Mr Catney said: "I first met Barney in 1974 when I ran the Liverpool Bar in Belfast docks.

"He would come in for a coffee and a chat with bookmaker Alfie McClean.

"I was a young man, trying to build his business, and Barney was well-established. He was very generous with his time and his advice. I always looked forward to his visits. Barney was a beacon of light at a very dark time in Northern Ireland.

"At the height of the Troubles, he created a stable of world-class boxers who beat the best in the world. That was no mean feat.

"He brought life and vibrancy to Belfast at a time when awful atrocities were occu0rring."

Mr Catney added: "We sold tickets in the Liverpool Bar for Barney's fight nights in the Ulster Hall. His after-fight parties on the 11th floor of the Europa Hotel were legendary."

Ulster Unionist MLA Mike Nesbitt said: "As a sports reporter, I was there when Barry McGuigan won the featherweight title at Loftus Road in London in 1985.

"I lived in Bangor at the time, and Barry used to stay in a B&B just round the corner on the seafront. One night ahead of the fight, I saw Barry and Barney out for a walk. I invited them round to my house.

"Barry had a cup of tea and Barney had a Black Bush whiskey. I remember sitting there in my front room, listening to the unassuming wisdom from this amazing man.

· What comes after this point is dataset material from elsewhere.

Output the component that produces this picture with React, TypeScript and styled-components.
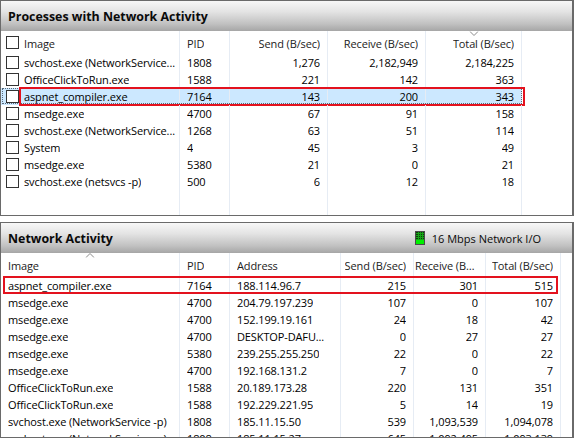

"He was spell-binding. I could have listened to him all night."

Mr Nesbitt added: "Barney was just an ordinary bloke but he was so driven. His gym was one of the most prestigious in the world. That did wonders for Northern Ireland's reputation at a time when we were known for all things bad."

The UUP MLA said that Mr Eastwood had started a chain of betting shops which he later sold for more than £100m.

"He had a tremendous entrepreneurial spirit," he said.

"He understood people and he knew how to get the best out of them. He was a real gentleman," he added.

Mr Eastwood is survived by his wife Frances, daughter Fiona and sons Brian, Peter, Adrian, Stephen and Fearghal.